WHAT THIS TASK INVOLVES: Extract each line where the string "components" shows up.

════

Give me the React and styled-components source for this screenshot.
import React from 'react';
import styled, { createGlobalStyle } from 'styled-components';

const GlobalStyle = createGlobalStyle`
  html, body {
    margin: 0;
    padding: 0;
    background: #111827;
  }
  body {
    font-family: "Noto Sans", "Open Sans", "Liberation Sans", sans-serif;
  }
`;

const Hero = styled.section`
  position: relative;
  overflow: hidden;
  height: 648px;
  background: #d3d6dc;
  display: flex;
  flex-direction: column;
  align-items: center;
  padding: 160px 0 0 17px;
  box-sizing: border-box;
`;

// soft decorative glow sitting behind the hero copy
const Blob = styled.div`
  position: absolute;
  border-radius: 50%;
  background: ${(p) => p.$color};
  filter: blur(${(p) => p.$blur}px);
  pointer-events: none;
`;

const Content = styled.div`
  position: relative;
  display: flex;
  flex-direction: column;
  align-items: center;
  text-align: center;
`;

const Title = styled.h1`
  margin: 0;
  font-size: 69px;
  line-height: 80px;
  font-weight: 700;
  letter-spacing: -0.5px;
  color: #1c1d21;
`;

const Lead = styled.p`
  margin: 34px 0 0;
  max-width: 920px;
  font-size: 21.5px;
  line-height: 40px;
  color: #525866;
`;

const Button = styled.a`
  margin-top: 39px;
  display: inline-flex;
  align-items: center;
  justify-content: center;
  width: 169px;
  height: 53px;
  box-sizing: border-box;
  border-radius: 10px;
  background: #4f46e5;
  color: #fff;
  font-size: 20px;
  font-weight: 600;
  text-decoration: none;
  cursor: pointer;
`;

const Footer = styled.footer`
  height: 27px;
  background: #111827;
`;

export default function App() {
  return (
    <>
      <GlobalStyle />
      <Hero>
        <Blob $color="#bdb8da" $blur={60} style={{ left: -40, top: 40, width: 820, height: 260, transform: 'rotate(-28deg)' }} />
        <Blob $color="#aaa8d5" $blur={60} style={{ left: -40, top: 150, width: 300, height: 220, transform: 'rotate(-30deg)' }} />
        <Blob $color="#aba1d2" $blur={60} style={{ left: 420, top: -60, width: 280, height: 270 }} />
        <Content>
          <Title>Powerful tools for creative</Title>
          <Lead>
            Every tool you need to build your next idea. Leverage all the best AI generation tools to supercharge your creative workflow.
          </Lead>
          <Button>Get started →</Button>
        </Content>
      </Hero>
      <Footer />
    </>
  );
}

════

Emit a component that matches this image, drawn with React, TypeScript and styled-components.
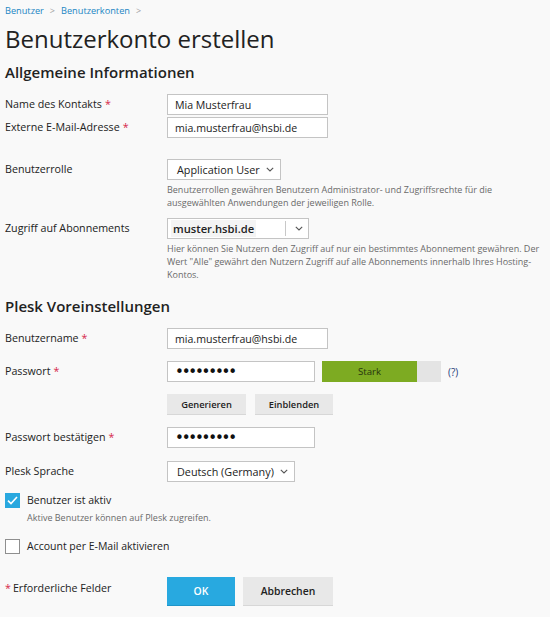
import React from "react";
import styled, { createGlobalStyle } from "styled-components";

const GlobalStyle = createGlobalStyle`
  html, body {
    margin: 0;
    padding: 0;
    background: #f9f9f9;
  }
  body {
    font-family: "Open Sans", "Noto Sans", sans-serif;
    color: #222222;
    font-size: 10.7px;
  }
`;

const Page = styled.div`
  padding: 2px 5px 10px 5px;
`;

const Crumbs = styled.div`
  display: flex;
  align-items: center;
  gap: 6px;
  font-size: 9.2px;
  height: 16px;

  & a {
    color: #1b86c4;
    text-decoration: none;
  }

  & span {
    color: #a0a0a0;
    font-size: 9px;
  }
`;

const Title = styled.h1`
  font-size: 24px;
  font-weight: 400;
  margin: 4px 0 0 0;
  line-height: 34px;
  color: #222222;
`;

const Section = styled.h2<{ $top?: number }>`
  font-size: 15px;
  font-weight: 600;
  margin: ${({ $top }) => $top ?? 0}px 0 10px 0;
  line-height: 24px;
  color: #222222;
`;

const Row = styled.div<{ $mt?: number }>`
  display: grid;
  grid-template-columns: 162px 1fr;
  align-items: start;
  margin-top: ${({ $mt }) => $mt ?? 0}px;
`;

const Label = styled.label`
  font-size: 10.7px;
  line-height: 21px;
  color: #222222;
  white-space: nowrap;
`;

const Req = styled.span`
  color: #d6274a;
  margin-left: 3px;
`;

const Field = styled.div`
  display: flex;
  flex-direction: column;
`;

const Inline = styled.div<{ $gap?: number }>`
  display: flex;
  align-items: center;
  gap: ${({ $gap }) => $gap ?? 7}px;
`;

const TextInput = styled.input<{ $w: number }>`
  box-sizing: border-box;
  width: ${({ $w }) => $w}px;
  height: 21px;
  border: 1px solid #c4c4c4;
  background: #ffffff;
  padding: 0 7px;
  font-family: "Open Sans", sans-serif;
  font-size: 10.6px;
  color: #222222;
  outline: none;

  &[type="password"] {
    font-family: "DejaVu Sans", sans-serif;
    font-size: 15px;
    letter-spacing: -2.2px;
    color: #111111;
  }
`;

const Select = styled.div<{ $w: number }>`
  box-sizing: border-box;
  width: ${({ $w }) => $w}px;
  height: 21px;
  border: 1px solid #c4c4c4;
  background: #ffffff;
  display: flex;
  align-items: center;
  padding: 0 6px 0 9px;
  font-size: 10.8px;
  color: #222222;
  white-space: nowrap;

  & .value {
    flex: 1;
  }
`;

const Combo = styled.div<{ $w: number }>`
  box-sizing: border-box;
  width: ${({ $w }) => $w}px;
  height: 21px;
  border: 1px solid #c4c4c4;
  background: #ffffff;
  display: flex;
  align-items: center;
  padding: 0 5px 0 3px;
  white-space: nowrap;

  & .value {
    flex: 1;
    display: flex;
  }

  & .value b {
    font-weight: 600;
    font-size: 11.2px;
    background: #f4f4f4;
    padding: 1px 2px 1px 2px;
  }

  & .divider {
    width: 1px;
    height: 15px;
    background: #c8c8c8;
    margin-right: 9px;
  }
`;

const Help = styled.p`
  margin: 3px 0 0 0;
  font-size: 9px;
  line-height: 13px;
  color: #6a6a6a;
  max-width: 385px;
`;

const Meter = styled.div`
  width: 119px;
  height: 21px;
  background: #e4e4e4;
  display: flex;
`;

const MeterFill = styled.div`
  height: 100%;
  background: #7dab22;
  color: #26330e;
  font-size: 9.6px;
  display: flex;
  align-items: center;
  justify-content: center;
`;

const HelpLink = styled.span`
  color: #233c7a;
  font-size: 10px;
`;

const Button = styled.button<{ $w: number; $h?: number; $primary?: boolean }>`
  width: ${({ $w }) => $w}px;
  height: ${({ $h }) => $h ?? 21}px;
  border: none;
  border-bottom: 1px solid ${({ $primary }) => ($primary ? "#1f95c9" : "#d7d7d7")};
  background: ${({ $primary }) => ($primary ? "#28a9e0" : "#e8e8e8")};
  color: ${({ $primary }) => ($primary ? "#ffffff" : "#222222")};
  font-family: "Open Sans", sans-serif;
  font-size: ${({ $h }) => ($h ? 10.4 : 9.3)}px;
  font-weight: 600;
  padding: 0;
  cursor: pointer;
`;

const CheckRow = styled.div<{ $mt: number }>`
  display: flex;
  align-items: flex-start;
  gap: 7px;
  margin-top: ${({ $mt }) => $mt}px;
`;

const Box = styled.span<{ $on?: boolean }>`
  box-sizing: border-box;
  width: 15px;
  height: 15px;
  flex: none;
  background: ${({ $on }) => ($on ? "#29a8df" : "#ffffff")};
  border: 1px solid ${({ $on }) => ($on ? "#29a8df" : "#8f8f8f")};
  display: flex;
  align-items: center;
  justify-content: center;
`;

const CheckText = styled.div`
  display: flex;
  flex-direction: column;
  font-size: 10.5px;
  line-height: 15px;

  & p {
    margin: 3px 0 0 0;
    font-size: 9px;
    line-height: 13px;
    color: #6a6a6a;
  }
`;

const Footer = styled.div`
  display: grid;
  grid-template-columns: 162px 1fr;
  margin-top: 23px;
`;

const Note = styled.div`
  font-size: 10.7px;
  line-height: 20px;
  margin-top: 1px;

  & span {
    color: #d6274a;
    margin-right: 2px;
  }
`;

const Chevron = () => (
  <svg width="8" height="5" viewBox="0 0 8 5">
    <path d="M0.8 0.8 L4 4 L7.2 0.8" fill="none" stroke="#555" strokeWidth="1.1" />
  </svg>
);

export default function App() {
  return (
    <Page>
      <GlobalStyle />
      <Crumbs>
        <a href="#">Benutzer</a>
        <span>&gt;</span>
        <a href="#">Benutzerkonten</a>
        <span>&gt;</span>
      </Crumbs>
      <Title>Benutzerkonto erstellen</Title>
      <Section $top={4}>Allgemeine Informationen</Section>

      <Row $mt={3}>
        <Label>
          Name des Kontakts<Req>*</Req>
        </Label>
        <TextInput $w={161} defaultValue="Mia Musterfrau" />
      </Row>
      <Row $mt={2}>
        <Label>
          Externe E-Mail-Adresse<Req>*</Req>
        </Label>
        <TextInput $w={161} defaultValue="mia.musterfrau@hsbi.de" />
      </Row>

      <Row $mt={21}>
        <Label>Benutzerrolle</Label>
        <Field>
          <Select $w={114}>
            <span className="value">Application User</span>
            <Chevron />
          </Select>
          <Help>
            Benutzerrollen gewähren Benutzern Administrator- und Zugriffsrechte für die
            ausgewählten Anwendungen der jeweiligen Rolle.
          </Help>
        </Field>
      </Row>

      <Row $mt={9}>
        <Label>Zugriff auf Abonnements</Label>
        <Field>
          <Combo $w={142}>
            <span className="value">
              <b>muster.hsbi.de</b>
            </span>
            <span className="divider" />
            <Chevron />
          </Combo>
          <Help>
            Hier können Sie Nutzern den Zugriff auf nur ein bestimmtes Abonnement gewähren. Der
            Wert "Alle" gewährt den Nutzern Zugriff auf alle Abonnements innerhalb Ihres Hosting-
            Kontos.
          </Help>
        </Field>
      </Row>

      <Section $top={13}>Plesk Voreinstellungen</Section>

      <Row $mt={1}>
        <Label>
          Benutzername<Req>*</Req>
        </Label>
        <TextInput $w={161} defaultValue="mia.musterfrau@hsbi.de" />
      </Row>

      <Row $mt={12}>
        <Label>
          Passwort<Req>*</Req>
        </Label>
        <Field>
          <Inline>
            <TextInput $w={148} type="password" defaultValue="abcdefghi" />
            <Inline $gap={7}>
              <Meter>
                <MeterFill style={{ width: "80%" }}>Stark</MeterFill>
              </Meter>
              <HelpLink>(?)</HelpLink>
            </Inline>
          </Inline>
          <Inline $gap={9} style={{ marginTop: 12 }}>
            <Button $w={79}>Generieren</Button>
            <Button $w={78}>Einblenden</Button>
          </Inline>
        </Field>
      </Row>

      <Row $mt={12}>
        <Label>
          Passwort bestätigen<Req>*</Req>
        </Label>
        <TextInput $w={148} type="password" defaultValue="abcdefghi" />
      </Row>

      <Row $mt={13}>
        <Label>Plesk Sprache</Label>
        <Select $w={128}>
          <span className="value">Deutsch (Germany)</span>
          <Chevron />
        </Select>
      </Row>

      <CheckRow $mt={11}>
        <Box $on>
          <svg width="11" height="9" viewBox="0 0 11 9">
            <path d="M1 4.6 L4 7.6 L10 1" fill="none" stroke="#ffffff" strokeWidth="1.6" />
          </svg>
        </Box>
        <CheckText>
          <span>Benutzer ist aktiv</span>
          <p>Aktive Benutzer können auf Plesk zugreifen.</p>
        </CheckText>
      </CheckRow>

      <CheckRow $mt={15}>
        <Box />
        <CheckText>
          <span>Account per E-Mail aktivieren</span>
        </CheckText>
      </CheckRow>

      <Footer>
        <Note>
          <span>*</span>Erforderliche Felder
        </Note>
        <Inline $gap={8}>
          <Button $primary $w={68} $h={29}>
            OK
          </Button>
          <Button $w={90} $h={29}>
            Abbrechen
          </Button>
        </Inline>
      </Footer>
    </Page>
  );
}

════

EXERCISE ANSWER:
Give me the React and styled-components source for this screenshot.
import styled, { createGlobalStyle } from 'styled-components';
Emit a component that matches this image, drawn with React, TypeScript and styled-components.
import styled, { createGlobalStyle } from "styled-components";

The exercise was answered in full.